Is 'const T*' a cv-unqualified type?

Question

In C++ standard there is much wording including the term "cv-qualified" and "cv-unqualified". It's already known that a cv-qualified type is a type contains a set of cv-qualifiers: one of {"const"}, {"volatile"}, {"const, volatile"}, {" "}.

But I get confused when the type returned by std::remove_cv_t<const T*> is actually const T* not T*. Why?

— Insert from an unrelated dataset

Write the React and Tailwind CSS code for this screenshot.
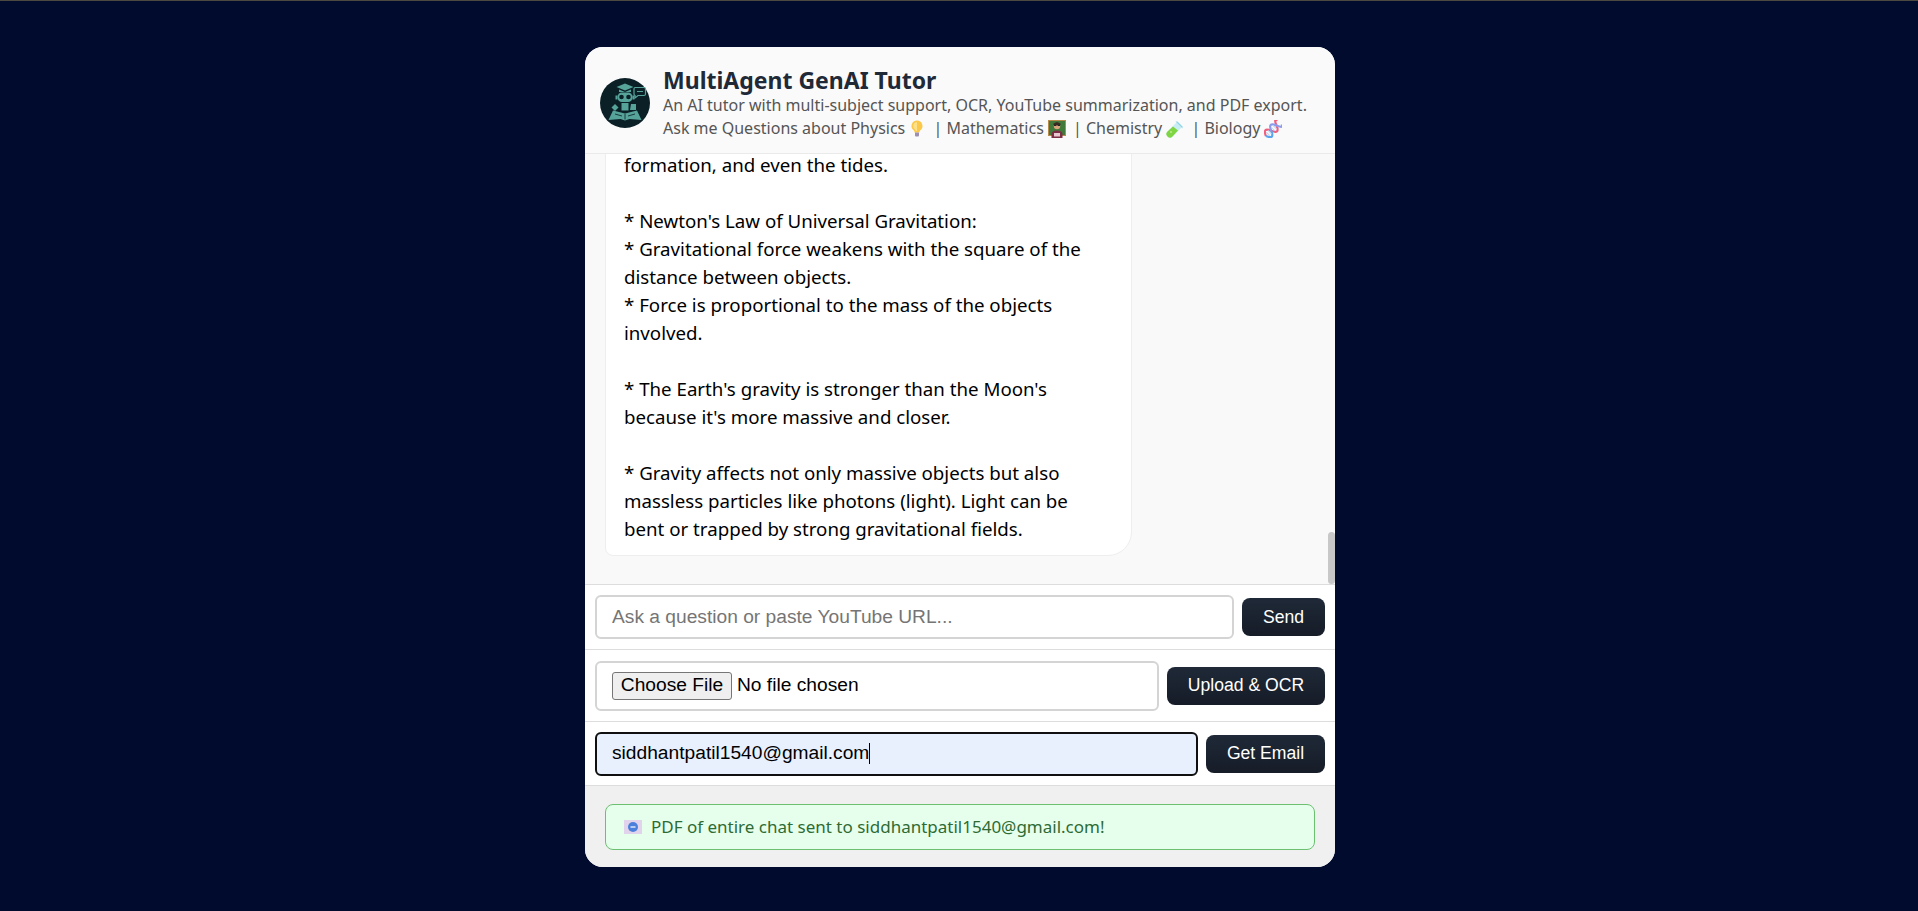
const Bulb = () => (
  <svg viewBox="0 0 16 18" className="inline-block w-[16px] h-[19px] ml-[4px] mr-[4px] align-[-4px]">
    <path d="M8 1a5.500 5.500 0 0 0-3.400 9.800c.7.600 1 1.300 1 2.200h4.800c0-.9.300-1.600 1-2.200A5.500 5.500 0 0 0 8 1z" fill="#fbc84a" />
    <path d="M8 2.500a4 4 0 0 0-2.500 7c.5.400 1 1 1.200 2h1.300z" fill="#fde08a" />
    <path d="M6 13h4v3a1 1 0 0 1-1 1H7a1 1 0 0 1-1-1z" fill="#9c8fb0" />
  </svg>
);

const Teacher = () => (
  <svg viewBox="0 0 18 18" className="inline-block w-[18px] h-[18px] ml-[4px] mr-[3px] align-[-4px]">
    <rect x="0.500" y="0.500" width="17" height="15" fill="#3f7a3a" stroke="#b58a4a" strokeWidth="1" />
    <circle cx="9" cy="6" r="3.200" fill="#d9a47c" />
    <path d="M5.500 5V3.500L9 2l3.500 1.500V5z" fill="#3a2a22" />
    <path d="M6 5.500h2.500M9.500 5.500H12" stroke="#222" strokeWidth="1" />
    <path d="M3.500 18v-4c0-2 2-3.500 5.500-3.500s5.500 1.500 5.500 3.500v4z" fill="#7a2f45" />
    <rect x="6" y="13" width="6" height="3.500" fill="#e8c8d0" />
  </svg>
);

const TestTube = () => (
  <svg viewBox="0 0 18 18" className="inline-block w-[18px] h-[18px] ml-[4px] mr-[3px] align-[-4px]">
    <path d="M10.500 2.500l5 5-9 9a3.500 3.500 0 0 1-5-5z" fill="#c9edf5" />
    <path d="M7 6.500l5 4-5.500 6a3.500 3.500 0 0 1-5-5z" fill="#7fd544" />
    <circle cx="5" cy="12" r="1" fill="#b9ee8c" />
    <path d="M9.500 1.500h2l5 5v2z" fill="#8fd4e8" />
  </svg>
);

const Dna = () => (
  <svg viewBox="0 0 18 18" fill="none" className="inline-block w-[18px] h-[18px] ml-[4px] align-[-4px]">
    <g transform="rotate(-45 9 9)">
      <path d="M-1 9c2.500-6 5-6 7.500 0s5 6 7.500 0 3-5 4.500-3" stroke="#f0607f" strokeWidth="2.200" />
      <path d="M-1 9c2.500 6 5 6 7.500 0" stroke="#5aa5ee" strokeWidth="2.200" />
      <path d="M6.500 9c2.500-6 5-6 7.500 0s3 5 4.500 3" stroke="#8d9bea" strokeWidth="2.200" />
      <path d="M2 6.500v5M4.500 6.500v5M9 6.500v5M11.500 6.500v5" stroke="#bcd4f0" strokeWidth="1" />
    </g>
  </svg>
);

const MailIcon = () => (
  <svg viewBox="0 0 18 14" className="inline-block w-[18px] h-[14px] align-[-2px]">
    <rect width="18" height="14" fill="#e2d3ec" />
    <circle cx="9" cy="7" r="5" fill="#4a80dc" />
    <path d="M6.500 7h5" stroke="#dbe7f8" strokeWidth="1.500" />
  </svg>
);

// robot with a grad cap, reading a book
const Logo = () => (
  <svg viewBox="0 0 50 50" className="w-[50px] h-[50px] shrink-0">
    <circle cx="25" cy="25" r="25" fill="#0b1f26" />
    <g fill="#56a39a">
      <path d="M25 5.500l8.500 3.500-8.500 3.500-8.500-3.500z" />
      <path d="M19 11.500l6 2.500 6-2.500v2.500H19z" />
      <rect x="17.500" y="14.500" width="15" height="9.500" rx="4.500" />
      <rect x="15.500" y="17.500" width="2" height="4" />
      <rect x="32.500" y="17.500" width="2" height="4" />
      <rect x="21.500" y="25" width="7" height="7.500" />
      <path d="M15 26l3.500 3.500-3.500 3.500-3.500-3.500z" />
      <path d="M31 26l5 0v6h-6z" />
      <path d="M13 32.500l12 3 12-3 4.500 9.500-12-1-4.500 1.500-4.500-1.500-12 1z" />
    </g>
    <path d="M35 9.500h9a1.500 1.500 0 0 1 1.500 1.500v5a1.500 1.500 0 0 1-1.500 1.500h-6l-3 2.500v-2.500a1.500 1.500 0 0 1-1-1.500v-5a1.500 1.500 0 0 1 1-1.500z" fill="none" stroke="#56a39a" strokeWidth="1.200" />
    <path d="M37 13.500h6" stroke="#56a39a" strokeWidth="1.200" />
    <circle cx="21.500" cy="19" r="2.300" fill="#0b1f26" />
    <circle cx="28.500" cy="19" r="2.300" fill="#0b1f26" />
    <path d="M25 36v5.500M15 36l7 2M35 36l-7 2" stroke="#0b1f26" strokeWidth="0.800" />
  </svg>
);

const btn = "h-[38px] rounded-[8px] bg-linear-to-b from-[#1f2937] to-[#161c28] text-white text-[17.6px]";

export default function App() {
  return (
    <div className="min-h-screen bg-[#000b2e] pt-[47px] pl-[2px] border-t border-[#4a4a40] font-['Noto_Sans',sans-serif]">
      <div className="mx-auto w-[750px] h-[820px] -mt-px rounded-[18px] overflow-hidden bg-[#f0f0f0] flex flex-col">
        <div className="h-[107px] shrink-0 bg-[#fafafa] border-b border-[#eaeaea] flex items-center pl-[15px] pt-[5px]">
          <Logo />
          <div className="ml-[13px]">
            <h1 className="text-[23px] leading-[28px] font-bold text-[#1f2937]">MultiAgent GenAI Tutor</h1>
            <p className="text-[16px] leading-[23px] text-[#555]">An AI tutor with multi-subject support, OCR, YouTube summarization, and PDF export.</p>
            <p className="text-[16px] leading-[23px] text-[#555]">
              Ask me Questions about Physics<Bulb /> | Mathematics<Teacher /> | Chemistry<TestTube /> | Biology<Dna />
            </p>
          </div>
        </div>

        <div className="relative h-[430px] shrink-0 bg-[#f9f9f9] overflow-hidden flex flex-col justify-end pb-[28px] pl-[20px]">
          <div className="w-[527px] bg-white border border-[#eeeeee] rounded-br-[24px] rounded-bl-[8px] pl-[18px] pr-[20px] pb-[12px] text-[18.7px] leading-[28px] text-black">
            <p>formation, and even the tides.</p>
            <p className="mt-[28px]">* Newton's Law of Universal Gravitation:</p>
            <p>* Gravitational force weakens with the square of the distance between objects.</p>
            <p>* Force is proportional to the mass of the objects involved.</p>
            <p className="mt-[28px]">* The Earth's gravity is stronger than the Moon's because it's more massive and closer.</p>
            <p className="mt-[28px]">* Gravity affects not only massive objects but also massless particles like photons (light). Light can be bent or trapped by strong gravitational fields.</p>
          </div>
          <div className="absolute right-0 bottom-0 w-[7px] h-[52px] rounded-full bg-[#c8c8c8]" />
        </div>

        <div className="h-[65px] shrink-0 bg-white border-t border-[#dddddd] flex items-center gap-2 px-[10px] font-['Liberation_Sans',sans-serif]">
          <input placeholder="Ask a question or paste YouTube URL..." className="flex-1 h-[44px] px-[15px] text-[19.2px] border-2 border-[#d4d4d4] rounded-[6px] placeholder:text-[#757575] outline-none" />
          <button className={`w-[83px] ${btn}`}>Send</button>
        </div>

        <div className="h-[72px] shrink-0 bg-white border-t border-[#dddddd] flex items-center gap-2 px-[10px] font-['Liberation_Sans',sans-serif]">
          <div className="flex-1 h-[50px] px-[15px] border-2 border-[#d4d4d4] rounded-[6px] flex items-center text-[19.2px] text-black">
            <span className="h-[28px] w-[120px] flex items-center justify-center border border-[#767676] rounded-[3px] bg-[#efefef]">Choose File</span>
            <span className="ml-[5px]">No file chosen</span>
          </div>
          <button className={`w-[158px] ${btn}`}>Upload &amp; OCR</button>
        </div>

        <div className="h-[64px] shrink-0 bg-white border-t border-[#dddddd] flex items-center gap-2 px-[10px] font-['Liberation_Sans',sans-serif]">
          <div className="flex-1 h-[44px] px-[15px] border-2 border-[#101010] rounded-[6px] bg-[#e8f0fe] flex items-center text-[19.2px] text-black">
            siddhantpatil1540@gmail.com<span className="w-px h-[21px] bg-black" />
          </div>
          <button className={`w-[119px] ${btn}`}>Get Email</button>
        </div>

        <div className="flex-1 bg-[#f0f0f0] border-t border-[#dddddd] px-[20px] pt-[18px]">
          <div className="h-[46px] border border-[#6cc070] rounded-[8px] bg-[#e6ffec] flex items-center pl-[18px] text-[17px] text-[#2e6b34]">
            <MailIcon />
            <span className="ml-[9px]">PDF of entire chat sent to siddhantpatil1540@gmail.com!</span>
          </div>
        </div>
      </div>
    </div>
  );
}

Consider this declaration const int *volatile ptr{}, if we assume the type of ptr is cv T; what T is? what cv is?

Another examples,

const int&& r1 = 0; 
const int* &&r2 = 0;
const int *const &r3 = 0; 

• If the type of r1 is cv1 T1; what T1 is? what cv1 is?
• If the type of r2 is cv2 T2; what T2 is? what cv2 is?
• If the type of r3 is cv3 T3; what T3 is? what cv3 is?

Answer 1

But I get confused when the type returned by std::remove_cv_t<const T*> is actually const T* not T*. Why?

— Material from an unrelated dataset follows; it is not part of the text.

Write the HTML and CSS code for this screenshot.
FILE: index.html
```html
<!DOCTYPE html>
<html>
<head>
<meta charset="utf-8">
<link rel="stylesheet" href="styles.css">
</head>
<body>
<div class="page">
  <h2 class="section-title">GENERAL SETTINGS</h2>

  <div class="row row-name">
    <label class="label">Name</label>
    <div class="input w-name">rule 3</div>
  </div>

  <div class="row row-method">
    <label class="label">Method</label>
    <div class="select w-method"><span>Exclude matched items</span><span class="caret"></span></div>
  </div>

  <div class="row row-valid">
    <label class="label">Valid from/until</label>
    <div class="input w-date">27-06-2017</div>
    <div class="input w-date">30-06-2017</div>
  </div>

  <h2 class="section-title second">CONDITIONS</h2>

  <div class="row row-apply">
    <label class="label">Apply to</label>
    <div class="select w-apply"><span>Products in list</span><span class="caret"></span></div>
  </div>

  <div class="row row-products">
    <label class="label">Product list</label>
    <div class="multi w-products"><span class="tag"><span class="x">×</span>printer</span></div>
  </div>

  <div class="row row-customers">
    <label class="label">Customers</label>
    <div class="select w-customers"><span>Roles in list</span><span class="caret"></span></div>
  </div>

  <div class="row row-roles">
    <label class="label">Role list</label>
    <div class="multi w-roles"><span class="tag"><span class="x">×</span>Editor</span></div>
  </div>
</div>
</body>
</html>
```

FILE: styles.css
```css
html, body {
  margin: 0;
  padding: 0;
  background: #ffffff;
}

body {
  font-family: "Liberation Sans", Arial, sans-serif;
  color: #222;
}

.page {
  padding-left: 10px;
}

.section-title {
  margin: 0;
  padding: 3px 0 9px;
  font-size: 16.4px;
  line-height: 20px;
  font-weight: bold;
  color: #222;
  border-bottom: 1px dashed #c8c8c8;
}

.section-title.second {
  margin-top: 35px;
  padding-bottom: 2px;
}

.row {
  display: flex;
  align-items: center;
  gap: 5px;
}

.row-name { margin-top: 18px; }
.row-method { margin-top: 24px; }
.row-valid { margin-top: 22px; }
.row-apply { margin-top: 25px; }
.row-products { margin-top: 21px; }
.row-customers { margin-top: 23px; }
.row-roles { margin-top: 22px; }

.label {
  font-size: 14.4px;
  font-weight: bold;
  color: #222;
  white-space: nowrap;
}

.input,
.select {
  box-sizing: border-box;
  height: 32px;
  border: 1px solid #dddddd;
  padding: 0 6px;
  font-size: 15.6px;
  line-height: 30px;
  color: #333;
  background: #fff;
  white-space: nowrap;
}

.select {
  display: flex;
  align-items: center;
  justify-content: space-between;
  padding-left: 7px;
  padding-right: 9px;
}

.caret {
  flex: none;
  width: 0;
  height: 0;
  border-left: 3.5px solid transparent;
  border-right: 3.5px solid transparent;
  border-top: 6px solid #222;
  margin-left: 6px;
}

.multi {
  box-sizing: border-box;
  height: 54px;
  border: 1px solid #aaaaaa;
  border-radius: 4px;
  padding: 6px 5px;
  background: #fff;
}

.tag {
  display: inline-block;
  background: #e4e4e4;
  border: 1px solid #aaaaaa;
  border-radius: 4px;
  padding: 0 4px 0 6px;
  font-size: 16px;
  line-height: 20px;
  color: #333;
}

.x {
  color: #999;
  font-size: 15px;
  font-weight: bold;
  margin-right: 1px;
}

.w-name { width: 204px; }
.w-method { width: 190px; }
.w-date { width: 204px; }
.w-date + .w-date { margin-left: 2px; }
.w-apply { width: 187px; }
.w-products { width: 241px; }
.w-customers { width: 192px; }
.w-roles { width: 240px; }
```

const on the left is kind of a lie. If you use right hand const it makes a lot more sense. const T * can be rewritten as T const * and when read from right to left is "non-const pointer to a const T", so it is not cv-qualified. T * const on the other hand is const pointer to T, so it is cv-qualified.

Consider this declaration const int *volatile ptr{}, if we assume the type of ptr is cv T; what T is? what cv is?

With const int *volatile ptr you have a volatile pointer to a const int, so T is int const * and cv-qualification of T is volatile.

In your last example, none of the references are cv-qualified as that would require const to be on the right hand side of the reference (i.e.: int & const). We are not actually allowed to do that though so reference are never cv-qualified.